**Task goal**: Copy out the listing that follows exactly, dropping every picture.

____

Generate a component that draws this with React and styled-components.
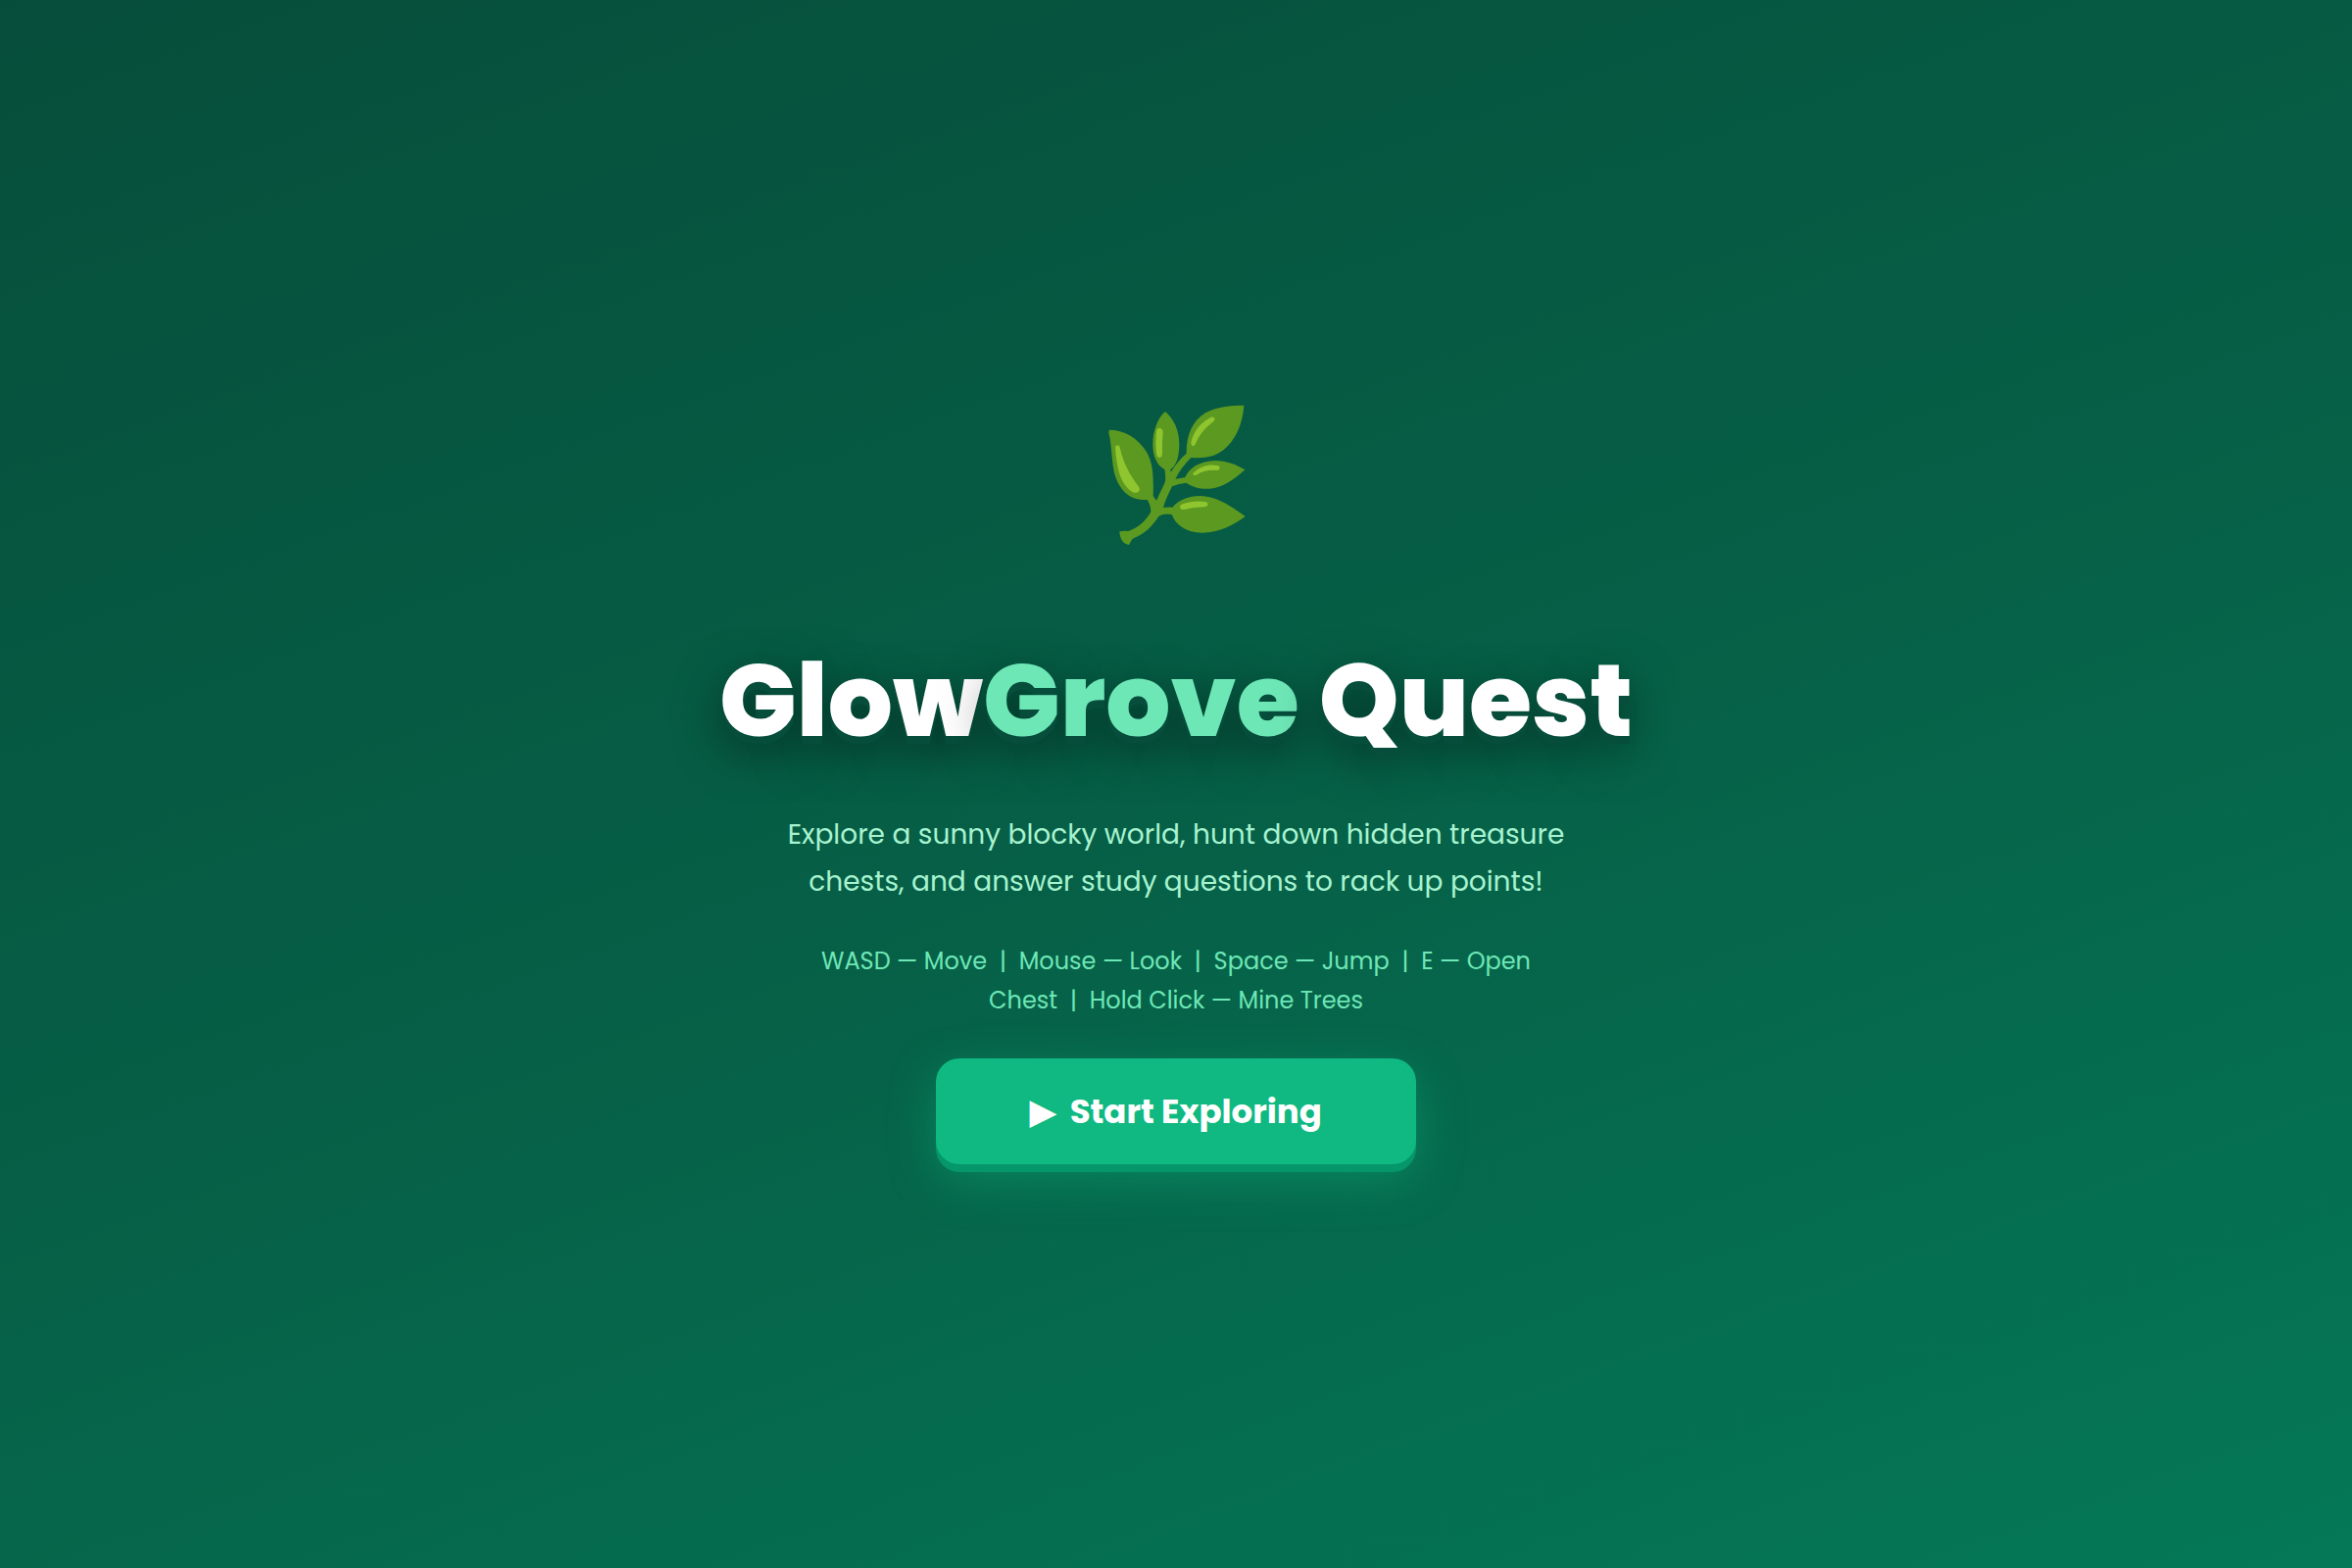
import React from 'react';
import styled, { createGlobalStyle } from 'styled-components';

const GlobalStyle = createGlobalStyle`
  * {
    box-sizing: border-box;
  }

  body {
    margin: 0;
    font-family: Poppins, sans-serif;
  }
`;

const Screen = styled.main`
  display: flex;
  flex-direction: column;
  align-items: center;
  justify-content: center;
  min-height: 100vh;
  text-align: center;
  background: linear-gradient(160deg, #064e3b 0%, #065f46 50%, #047857 100%);
`;

const Leaf = styled.svg`
  display: block;
  width: 180px;
  height: 158px;
  margin-bottom: 85px;
`;

const Title = styled.h1`
  margin: 0 0 53px;
  font-size: 104px;
  font-weight: 800;
  line-height: 120px;
  color: #fff;
  text-shadow: 0 8px 0 #064e3b, 0 16px 48px rgba(0, 0, 0, 0.5);
`;

const Accent = styled.span`
  color: #6ee7b7;
`;

const Tagline = styled.p`
  max-width: 840px;
  margin: 0 0 37px;
  font-size: 28px;
  line-height: 48px;
  color: #a7f3d0;
`;

const Controls = styled.p`
  max-width: 760px;
  margin: 0 0 39px;
  font-size: 24px;
  line-height: 40px;
  color: #6ee7b7;
`;

const StartButton = styled.button`
  height: 108px;
  padding: 0 96px;
  border: 0;
  border-radius: 24px;
  font-family: inherit;
  font-size: 34px;
  font-weight: 700;
  color: #fff;
  white-space: nowrap;
  background: #10b981;
  box-shadow: 0 8px 0 #059669, 0 16px 48px rgba(16, 185, 129, 0.4);
  cursor: pointer;
`;

const LeafIcon = () => (
  <Leaf viewBox="0 66 540 474" aria-hidden="true">
    <g fill="#5c9921">
      <path d="M66 146C110 146 154 170 180 214C198 246 202 280 200 348Q206 358 211 362C218 342 230 324 237 304Q239 284 235 267C210 253 199 226 199 190C199 148 215 108 237 90C264 112 280 149 280 190C280 226 272 256 253 267L254 275Q276 240 302 218C302 160 320 119 360 94C395 75 435 71 478 71C474 128 452 178 415 208C385 230 354 234 316 231Q284 263 268 296Q285 295 298 291C312 260 344 242 390 240C425 241 455 252 481 268C450 296 418 321 375 326C344 328 320 321 301 308Q278 310 258 319C248 340 236 363 231 384Q246 382 259 383C278 360 310 348 345 348C400 351 440 381 482 411C443 440 403 459 350 461C301 461 269 437 257 405Q235 400 217 410C199 440 174 464 137 479C133 485 130 491 126 498C111 497 98 483 97 457Q110 454 124 456C154 446 178 425 193 397Q193 376 182 360C133 363 101 336 85 290C72 253 75 198 64 154Z" />
    </g>
    <g fill="#8fc52e">
      <path d="M84 199C87 190 96 191 98 199C108 248 130 286 156 320C163 332 153 341 140 338C112 324 97 290 91 256C87 235 85 216 84 199Z" />
      <path d="M210 150C212 137 227 137 230 151Q227 186 228 222C225 234 214 235 210 220Q206 185 210 150Z" />
      <path d="M376 108C388 103 393 114 384 121C356 143 341 162 329 190C324 200 315 195 316 184C324 150 344 125 376 108Z" />
      <path d="M328 274C348 255 372 250 398 255C408 260 405 270 394 270C369 268 349 274 332 284C323 288 317 281 328 274Z" />
      <path d="M290 373C311 365 337 362 360 366C371 370 370 379 359 382Q323 383 294 390C280 391 278 378 290 373Z" />
    </g>
  </Leaf>
);

const App = () => (
  <>
    <GlobalStyle />
    <Screen>
      <LeafIcon />
      <Title>
        Glow<Accent>Grove</Accent> Quest
      </Title>
      <Tagline>
        Explore a sunny blocky world, hunt down hidden treasure
        <br />
        chests, and answer study questions to rack up points!
      </Tagline>
      <Controls>
        WASD — Move &nbsp;|&nbsp; Mouse — Look &nbsp;|&nbsp; Space — Jump &nbsp;|&nbsp; E — Open
        <br />
        Chest &nbsp;|&nbsp; Hold Click — Mine Trees
      </Controls>
      <StartButton type="button">▶&nbsp; Start Exploring</StartButton>
    </Screen>
  </>
);

export default App;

____

**Answer for the task**:
Generate a component that draws this with React and styled-components.
import React from 'react';
import styled, { createGlobalStyle } from 'styled-components';

const GlobalStyle = createGlobalStyle`
  * {
    box-sizing: border-box;
  }

  body {
    margin: 0;
    font-family: Poppins, sans-serif;
  }
`;

const Screen = styled.main`
  display: flex;
  flex-direction: column;
  align-items: center;
  justify-content: center;
  min-height: 100vh;
  text-align: center;
  background: linear-gradient(160deg, #064e3b 0%, #065f46 50%, #047857 100%);
`;

const Leaf = styled.svg`
  display: block;
  width: 180px;
  height: 158px;
  margin-bottom: 85px;
`;

const Title = styled.h1`
  margin: 0 0 53px;
  font-size: 104px;
  font-weight: 800;
  line-height: 120px;
  color: #fff;
  text-shadow: 0 8px 0 #064e3b, 0 16px 48px rgba(0, 0, 0, 0.5);
`;

const Accent = styled.span`
  color: #6ee7b7;
`;

const Tagline = styled.p`
  max-width: 840px;
  margin: 0 0 37px;
  font-size: 28px;
  line-height: 48px;
  color: #a7f3d0;
`;

const Controls = styled.p`
  max-width: 760px;
  margin: 0 0 39px;
  font-size: 24px;
  line-height: 40px;
  color: #6ee7b7;
`;

const StartButton = styled.button`
  height: 108px;
  padding: 0 96px;
  border: 0;
  border-radius: 24px;
  font-family: inherit;
  font-size: 34px;
  font-weight: 700;
  color: #fff;
  white-space: nowrap;
  background: #10b981;
  box-shadow: 0 8px 0 #059669, 0 16px 48px rgba(16, 185, 129, 0.4);
  cursor: pointer;
`;

const LeafIcon = () => (
  <Leaf viewBox="0 66 540 474" aria-hidden="true">
    <g fill="#5c9921">
      <path d="M66 146C110 146 154 170 180 214C198 246 202 280 200 348Q206 358 211 362C218 342 230 324 237 304Q239 284 235 267C210 253 199 226 199 190C199 148 215 108 237 90C264 112 280 149 280 190C280 226 272 256 253 267L254 275Q276 240 302 218C302 160 320 119 360 94C395 75 435 71 478 71C474 128 452 178 415 208C385 230 354 234 316 231Q284 263 268 296Q285 295 298 291C312 260 344 242 390 240C425 241 455 252 481 268C450 296 418 321 375 326C344 328 320 321 301 308Q278 310 258 319C248 340 236 363 231 384Q246 382 259 383C278 360 310 348 345 348C400 351 440 381 482 411C443 440 403 459 350 461C301 461 269 437 257 405Q235 400 217 410C199 440 174 464 137 479C133 485 130 491 126 498C111 497 98 483 97 457Q110 454 124 456C154 446 178 425 193 397Q193 376 182 360C133 363 101 336 85 290C72 253 75 198 64 154Z" />
    </g>
    <g fill="#8fc52e">
      <path d="M84 199C87 190 96 191 98 199C108 248 130 286 156 320C163 332 153 341 140 338C112 324 97 290 91 256C87 235 85 216 84 199Z" />
      <path d="M210 150C212 137 227 137 230 151Q227 186 228 222C225 234 214 235 210 220Q206 185 210 150Z" />
      <path d="M376 108C388 103 393 114 384 121C356 143 341 162 329 190C324 200 315 195 316 184C324 150 344 125 376 108Z" />
      <path d="M328 274C348 255 372 250 398 255C408 260 405 270 394 270C369 268 349 274 332 284C323 288 317 281 328 274Z" />
      <path d="M290 373C311 365 337 362 360 366C371 370 370 379 359 382Q323 383 294 390C280 391 278 378 290 373Z" />
    </g>
  </Leaf>
);

const App = () => (
  <>
    <GlobalStyle />
    <Screen>
      <LeafIcon />
      <Title>
        Glow<Accent>Grove</Accent> Quest
      </Title>
      <Tagline>
        Explore a sunny blocky world, hunt down hidden treasure
        <br />
        chests, and answer study questions to rack up points!
      </Tagline>
      <Controls>
        WASD — Move &nbsp;|&nbsp; Mouse — Look &nbsp;|&nbsp; Space — Jump &nbsp;|&nbsp; E — Open
        <br />
        Chest &nbsp;|&nbsp; Hold Click — Mine Trees
      </Controls>
      <StartButton type="button">▶&nbsp; Start Exploring</StartButton>
    </Screen>
  </>
);

export default App;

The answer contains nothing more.